(Pages as source code)

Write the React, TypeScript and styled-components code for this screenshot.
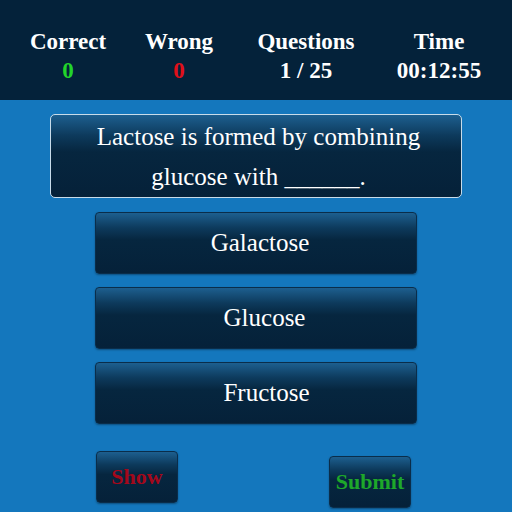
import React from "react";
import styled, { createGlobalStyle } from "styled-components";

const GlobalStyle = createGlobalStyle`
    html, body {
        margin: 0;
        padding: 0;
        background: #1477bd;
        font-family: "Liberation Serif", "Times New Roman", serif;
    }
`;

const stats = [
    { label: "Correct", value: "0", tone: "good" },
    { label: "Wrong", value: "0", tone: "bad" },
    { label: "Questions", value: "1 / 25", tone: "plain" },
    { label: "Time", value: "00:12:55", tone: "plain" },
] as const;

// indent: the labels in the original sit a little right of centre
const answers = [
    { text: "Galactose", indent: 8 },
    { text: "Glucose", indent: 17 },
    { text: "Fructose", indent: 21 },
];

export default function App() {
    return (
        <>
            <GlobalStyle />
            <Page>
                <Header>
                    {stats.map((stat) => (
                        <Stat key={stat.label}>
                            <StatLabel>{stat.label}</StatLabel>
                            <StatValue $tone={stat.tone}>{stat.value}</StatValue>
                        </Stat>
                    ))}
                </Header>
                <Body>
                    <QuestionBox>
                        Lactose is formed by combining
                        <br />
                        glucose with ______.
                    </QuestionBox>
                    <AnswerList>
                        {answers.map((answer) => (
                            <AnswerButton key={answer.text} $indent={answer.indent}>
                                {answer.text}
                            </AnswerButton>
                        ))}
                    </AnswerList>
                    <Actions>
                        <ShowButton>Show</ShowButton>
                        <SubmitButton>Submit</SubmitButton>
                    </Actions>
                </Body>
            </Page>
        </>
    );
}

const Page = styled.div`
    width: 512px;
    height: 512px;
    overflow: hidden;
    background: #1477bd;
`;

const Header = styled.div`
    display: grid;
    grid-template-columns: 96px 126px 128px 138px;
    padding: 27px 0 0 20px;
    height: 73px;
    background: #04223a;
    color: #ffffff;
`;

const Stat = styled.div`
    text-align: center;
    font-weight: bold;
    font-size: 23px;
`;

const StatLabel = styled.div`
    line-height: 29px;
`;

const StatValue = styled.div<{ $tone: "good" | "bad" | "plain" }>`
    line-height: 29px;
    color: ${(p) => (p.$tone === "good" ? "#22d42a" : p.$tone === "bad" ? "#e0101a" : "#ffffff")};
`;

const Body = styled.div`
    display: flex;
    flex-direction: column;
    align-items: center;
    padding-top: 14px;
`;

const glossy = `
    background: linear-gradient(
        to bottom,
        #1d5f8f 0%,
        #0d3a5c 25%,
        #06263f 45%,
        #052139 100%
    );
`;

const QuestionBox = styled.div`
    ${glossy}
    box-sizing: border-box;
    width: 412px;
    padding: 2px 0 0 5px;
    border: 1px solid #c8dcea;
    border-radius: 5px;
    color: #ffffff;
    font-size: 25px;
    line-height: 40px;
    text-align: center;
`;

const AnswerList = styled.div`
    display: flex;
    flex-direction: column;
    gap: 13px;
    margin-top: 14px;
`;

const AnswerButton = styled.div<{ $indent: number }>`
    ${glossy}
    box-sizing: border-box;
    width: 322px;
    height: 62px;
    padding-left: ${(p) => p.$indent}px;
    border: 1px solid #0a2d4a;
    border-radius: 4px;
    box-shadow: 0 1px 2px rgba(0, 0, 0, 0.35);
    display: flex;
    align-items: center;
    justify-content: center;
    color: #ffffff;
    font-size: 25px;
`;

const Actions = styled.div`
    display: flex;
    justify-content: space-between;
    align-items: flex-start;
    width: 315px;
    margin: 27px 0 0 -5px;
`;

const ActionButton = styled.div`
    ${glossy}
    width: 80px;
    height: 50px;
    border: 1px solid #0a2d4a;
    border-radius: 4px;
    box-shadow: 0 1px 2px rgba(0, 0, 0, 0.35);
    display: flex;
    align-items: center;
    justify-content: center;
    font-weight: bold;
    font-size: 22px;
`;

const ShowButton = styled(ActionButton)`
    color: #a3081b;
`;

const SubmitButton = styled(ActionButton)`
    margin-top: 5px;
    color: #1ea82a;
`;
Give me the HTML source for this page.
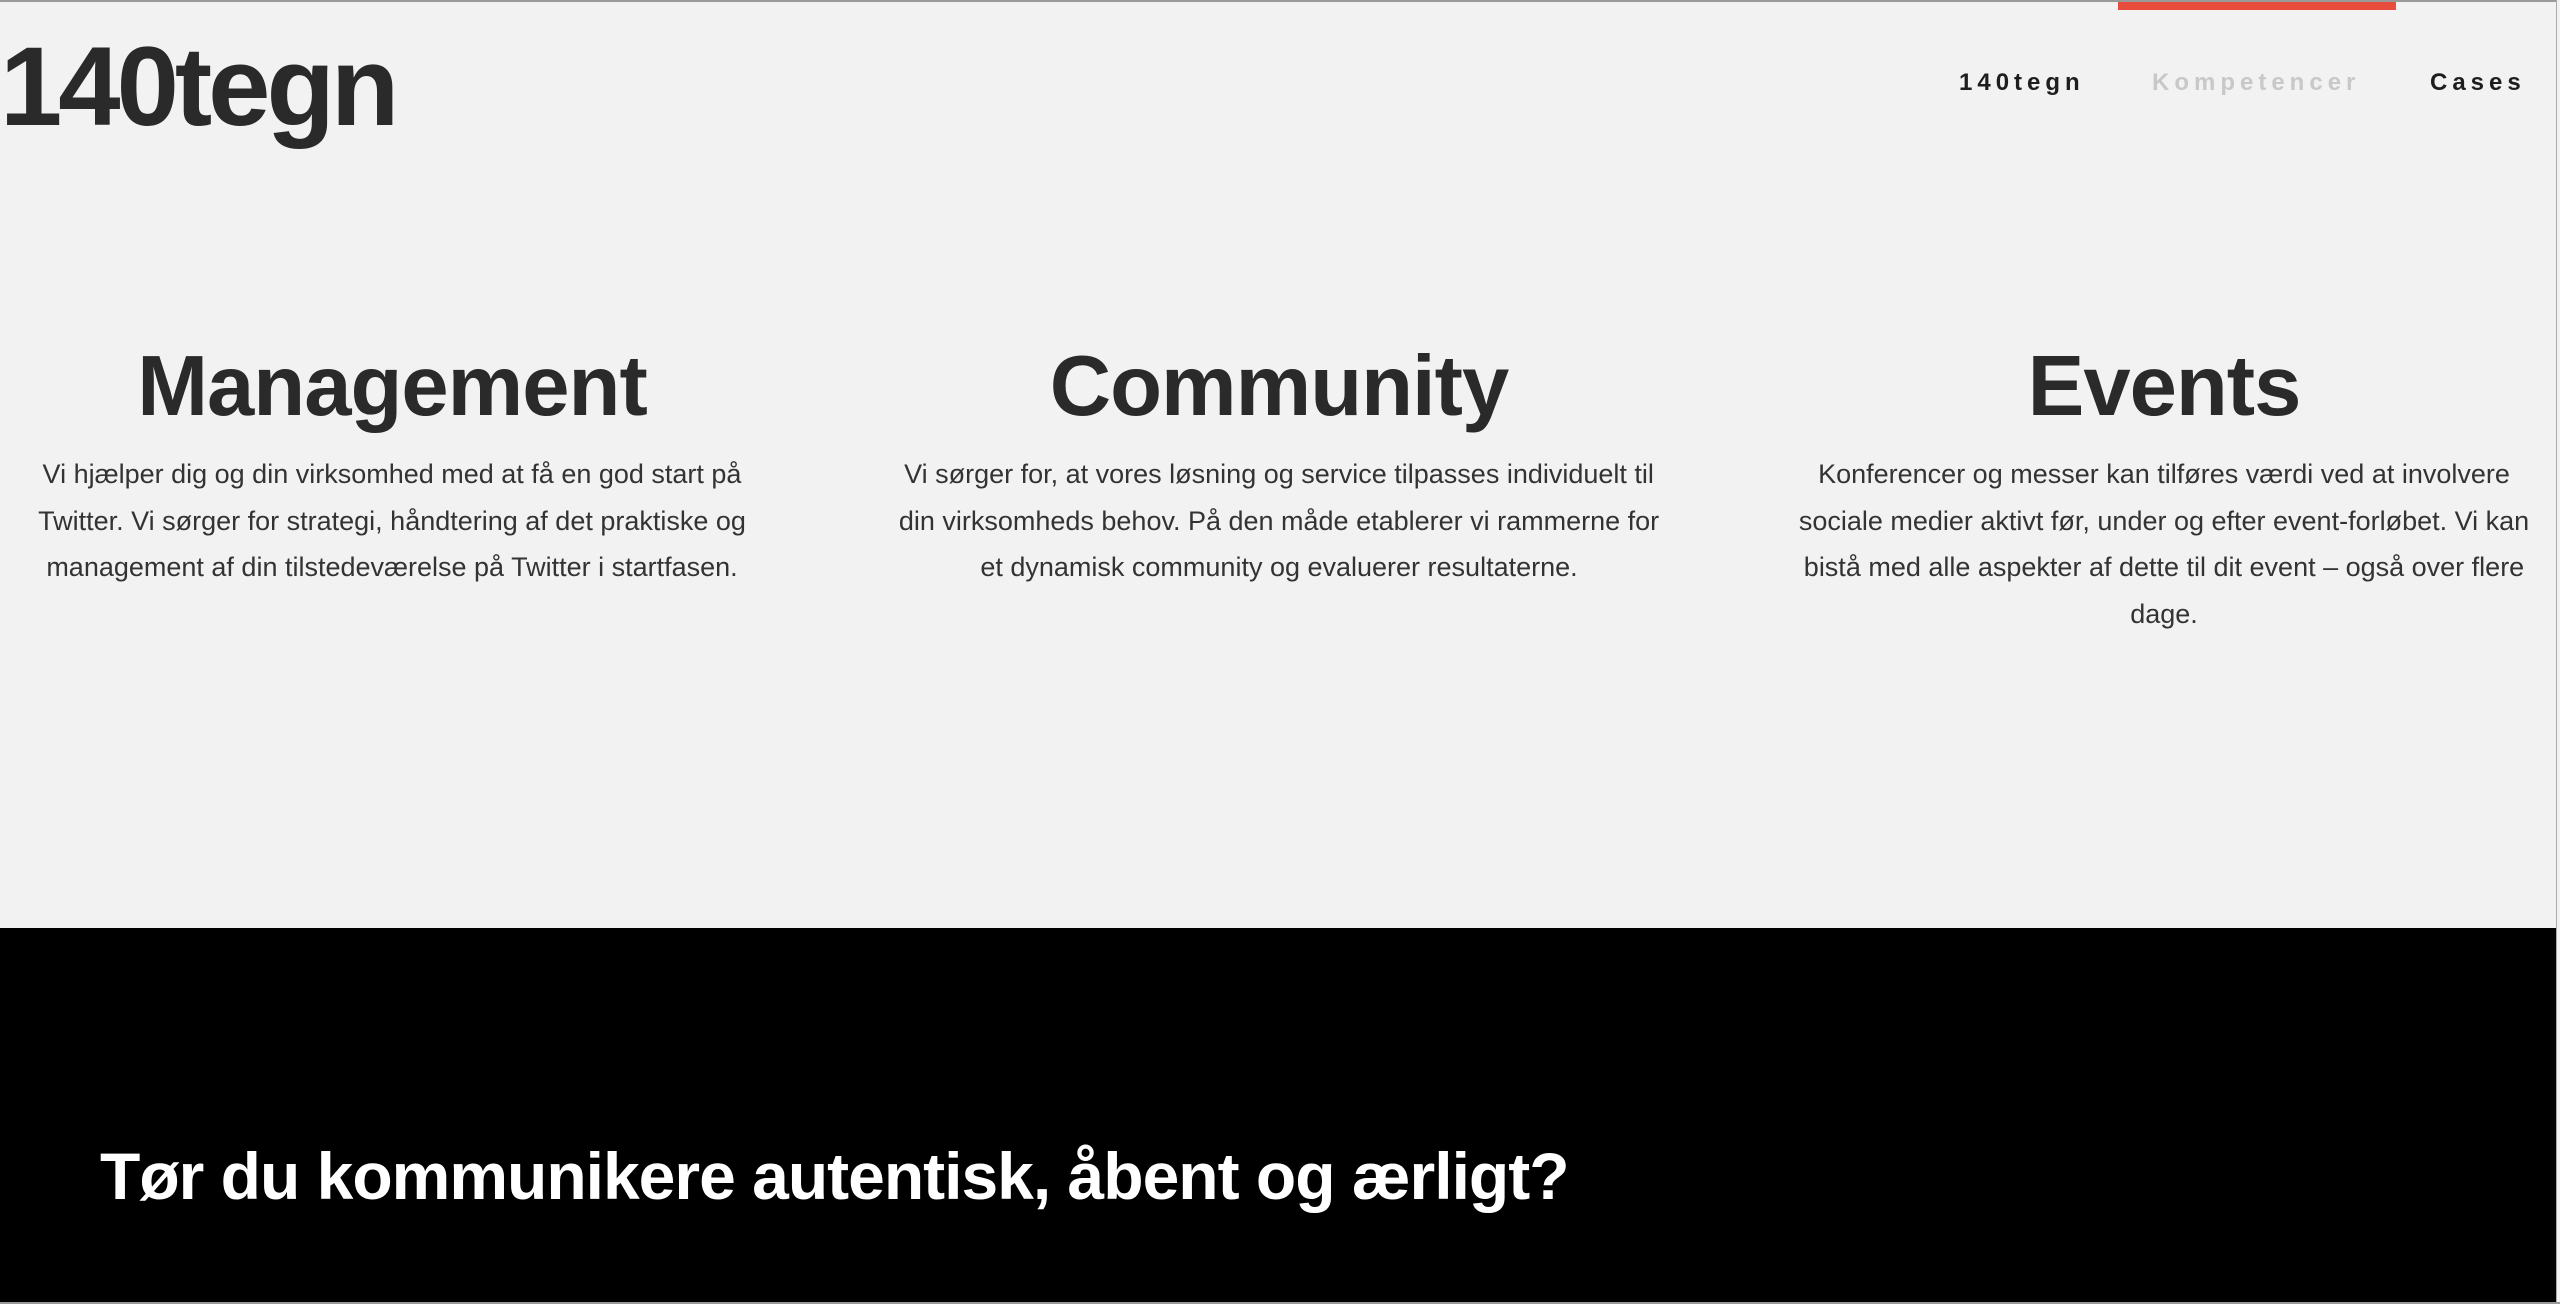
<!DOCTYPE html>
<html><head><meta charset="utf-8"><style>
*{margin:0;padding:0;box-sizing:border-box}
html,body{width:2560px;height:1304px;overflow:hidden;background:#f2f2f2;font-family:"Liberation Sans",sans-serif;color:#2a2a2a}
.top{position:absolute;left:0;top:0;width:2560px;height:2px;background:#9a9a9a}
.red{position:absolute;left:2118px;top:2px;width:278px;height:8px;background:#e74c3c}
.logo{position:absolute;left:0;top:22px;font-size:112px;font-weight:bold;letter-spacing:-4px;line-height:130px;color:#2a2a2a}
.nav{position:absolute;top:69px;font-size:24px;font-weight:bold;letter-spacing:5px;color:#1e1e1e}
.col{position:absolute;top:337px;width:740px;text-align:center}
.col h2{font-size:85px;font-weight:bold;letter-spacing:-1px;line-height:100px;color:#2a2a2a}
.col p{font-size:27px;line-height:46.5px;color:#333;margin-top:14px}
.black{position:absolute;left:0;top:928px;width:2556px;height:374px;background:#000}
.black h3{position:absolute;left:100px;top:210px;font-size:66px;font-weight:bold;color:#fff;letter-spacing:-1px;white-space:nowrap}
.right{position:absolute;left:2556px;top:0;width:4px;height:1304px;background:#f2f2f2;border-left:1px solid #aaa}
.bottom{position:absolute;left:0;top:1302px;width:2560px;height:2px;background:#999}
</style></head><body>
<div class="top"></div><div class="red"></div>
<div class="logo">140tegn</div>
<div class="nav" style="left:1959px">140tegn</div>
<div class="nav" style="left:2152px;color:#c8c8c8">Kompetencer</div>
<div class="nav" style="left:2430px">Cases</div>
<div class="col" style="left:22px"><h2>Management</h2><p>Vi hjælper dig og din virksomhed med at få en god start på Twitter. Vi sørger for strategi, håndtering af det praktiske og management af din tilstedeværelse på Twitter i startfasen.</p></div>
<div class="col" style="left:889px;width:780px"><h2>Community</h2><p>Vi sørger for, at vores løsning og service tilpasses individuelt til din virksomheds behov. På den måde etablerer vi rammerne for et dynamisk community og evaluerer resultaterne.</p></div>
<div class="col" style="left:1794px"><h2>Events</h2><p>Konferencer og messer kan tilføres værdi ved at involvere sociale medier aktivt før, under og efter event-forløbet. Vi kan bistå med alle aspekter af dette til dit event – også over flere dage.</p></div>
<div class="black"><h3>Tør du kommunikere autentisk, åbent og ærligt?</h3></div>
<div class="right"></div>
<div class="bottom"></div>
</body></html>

## EXERCISE GOAL
Transcribe all the data word for word; the images stay out.

## ANSWER TO THIS TASK
Write the React, TypeScript and styled-components code for this screenshot.
import React from "react";
import styled, { createGlobalStyle } from "styled-components";

const GlobalStyle = createGlobalStyle`
    html, body {
        margin: 0;
        padding: 0;
        background: #1477bd;
        font-family: "Liberation Serif", "Times New Roman", serif;
    }
`;

const stats = [
    { label: "Correct", value: "0", tone: "good" },
    { label: "Wrong", value: "0", tone: "bad" },
    { label: "Questions", value: "1 / 25", tone: "plain" },
    { label: "Time", value: "00:12:55", tone: "plain" },
] as const;

// indent: the labels in the original sit a little right of centre
const answers = [
    { text: "Galactose", indent: 8 },
    { text: "Glucose", indent: 17 },
    { text: "Fructose", indent: 21 },
];

export default function App() {
    return (
        <>
            <GlobalStyle />
            <Page>
                <Header>
                    {stats.map((stat) => (
                        <Stat key={stat.label}>
                            <StatLabel>{stat.label}</StatLabel>
                            <StatValue $tone={stat.tone}>{stat.value}</StatValue>
                        </Stat>
                    ))}
                </Header>
                <Body>
                    <QuestionBox>
                        Lactose is formed by combining
                        <br />
                        glucose with ______.
                    </QuestionBox>
                    <AnswerList>
                        {answers.map((answer) => (
                            <AnswerButton key={answer.text} $indent={answer.indent}>
                                {answer.text}
                            </AnswerButton>
                        ))}
                    </AnswerList>
                    <Actions>
                        <ShowButton>Show</ShowButton>
                        <SubmitButton>Submit</SubmitButton>
                    </Actions>
                </Body>
            </Page>
        </>
    );
}

const Page = styled.div`
    width: 512px;
    height: 512px;
    overflow: hidden;
    background: #1477bd;
`;

const Header = styled.div`
    display: grid;
    grid-template-columns: 96px 126px 128px 138px;
    padding: 27px 0 0 20px;
    height: 73px;
    background: #04223a;
    color: #ffffff;
`;

const Stat = styled.div`
    text-align: center;
    font-weight: bold;
    font-size: 23px;
`;

const StatLabel = styled.div`
    line-height: 29px;
`;

const StatValue = styled.div<{ $tone: "good" | "bad" | "plain" }>`
    line-height: 29px;
    color: ${(p) => (p.$tone === "good" ? "#22d42a" : p.$tone === "bad" ? "#e0101a" : "#ffffff")};
`;

const Body = styled.div`
    display: flex;
    flex-direction: column;
    align-items: center;
    padding-top: 14px;
`;

const glossy = `
    background: linear-gradient(
        to bottom,
        #1d5f8f 0%,
        #0d3a5c 25%,
        #06263f 45%,
        #052139 100%
    );
`;

const QuestionBox = styled.div`
    ${glossy}
    box-sizing: border-box;
    width: 412px;
    padding: 2px 0 0 5px;
    border: 1px solid #c8dcea;
    border-radius: 5px;
    color: #ffffff;
    font-size: 25px;
    line-height: 40px;
    text-align: center;
`;

const AnswerList = styled.div`
    display: flex;
    flex-direction: column;
    gap: 13px;
    margin-top: 14px;
`;

const AnswerButton = styled.div<{ $indent: number }>`
    ${glossy}
    box-sizing: border-box;
    width: 322px;
    height: 62px;
    padding-left: ${(p) => p.$indent}px;
    border: 1px solid #0a2d4a;
    border-radius: 4px;
    box-shadow: 0 1px 2px rgba(0, 0, 0, 0.35);
    display: flex;
    align-items: center;
    justify-content: center;
    color: #ffffff;
    font-size: 25px;
`;

const Actions = styled.div`
    display: flex;
    justify-content: space-between;
    align-items: flex-start;
    width: 315px;
    margin: 27px 0 0 -5px;
`;

const ActionButton = styled.div`
    ${glossy}
    width: 80px;
    height: 50px;
    border: 1px solid #0a2d4a;
    border-radius: 4px;
    box-shadow: 0 1px 2px rgba(0, 0, 0, 0.35);
    display: flex;
    align-items: center;
    justify-content: center;
    font-weight: bold;
    font-size: 22px;
`;

const ShowButton = styled(ActionButton)`
    color: #a3081b;
`;

const SubmitButton = styled(ActionButton)`
    margin-top: 5px;
    color: #1ea82a;
`;
Give me the HTML source for this page.
<!DOCTYPE html>
<html><head><meta charset="utf-8"><style>
*{margin:0;padding:0;box-sizing:border-box}
html,body{width:2560px;height:1304px;overflow:hidden;background:#f2f2f2;font-family:"Liberation Sans",sans-serif;color:#2a2a2a}
.top{position:absolute;left:0;top:0;width:2560px;height:2px;background:#9a9a9a}
.red{position:absolute;left:2118px;top:2px;width:278px;height:8px;background:#e74c3c}
.logo{position:absolute;left:0;top:22px;font-size:112px;font-weight:bold;letter-spacing:-4px;line-height:130px;color:#2a2a2a}
.nav{position:absolute;top:69px;font-size:24px;font-weight:bold;letter-spacing:5px;color:#1e1e1e}
.col{position:absolute;top:337px;width:740px;text-align:center}
.col h2{font-size:85px;font-weight:bold;letter-spacing:-1px;line-height:100px;color:#2a2a2a}
.col p{font-size:27px;line-height:46.5px;color:#333;margin-top:14px}
.black{position:absolute;left:0;top:928px;width:2556px;height:374px;background:#000}
.black h3{position:absolute;left:100px;top:210px;font-size:66px;font-weight:bold;color:#fff;letter-spacing:-1px;white-space:nowrap}
.right{position:absolute;left:2556px;top:0;width:4px;height:1304px;background:#f2f2f2;border-left:1px solid #aaa}
.bottom{position:absolute;left:0;top:1302px;width:2560px;height:2px;background:#999}
</style></head><body>
<div class="top"></div><div class="red"></div>
<div class="logo">140tegn</div>
<div class="nav" style="left:1959px">140tegn</div>
<div class="nav" style="left:2152px;color:#c8c8c8">Kompetencer</div>
<div class="nav" style="left:2430px">Cases</div>
<div class="col" style="left:22px"><h2>Management</h2><p>Vi hjælper dig og din virksomhed med at få en god start på Twitter. Vi sørger for strategi, håndtering af det praktiske og management af din tilstedeværelse på Twitter i startfasen.</p></div>
<div class="col" style="left:889px;width:780px"><h2>Community</h2><p>Vi sørger for, at vores løsning og service tilpasses individuelt til din virksomheds behov. På den måde etablerer vi rammerne for et dynamisk community og evaluerer resultaterne.</p></div>
<div class="col" style="left:1794px"><h2>Events</h2><p>Konferencer og messer kan tilføres værdi ved at involvere sociale medier aktivt før, under og efter event-forløbet. Vi kan bistå med alle aspekter af dette til dit event – også over flere dage.</p></div>
<div class="black"><h3>Tør du kommunikere autentisk, åbent og ærligt?</h3></div>
<div class="right"></div>
<div class="bottom"></div>
</body></html>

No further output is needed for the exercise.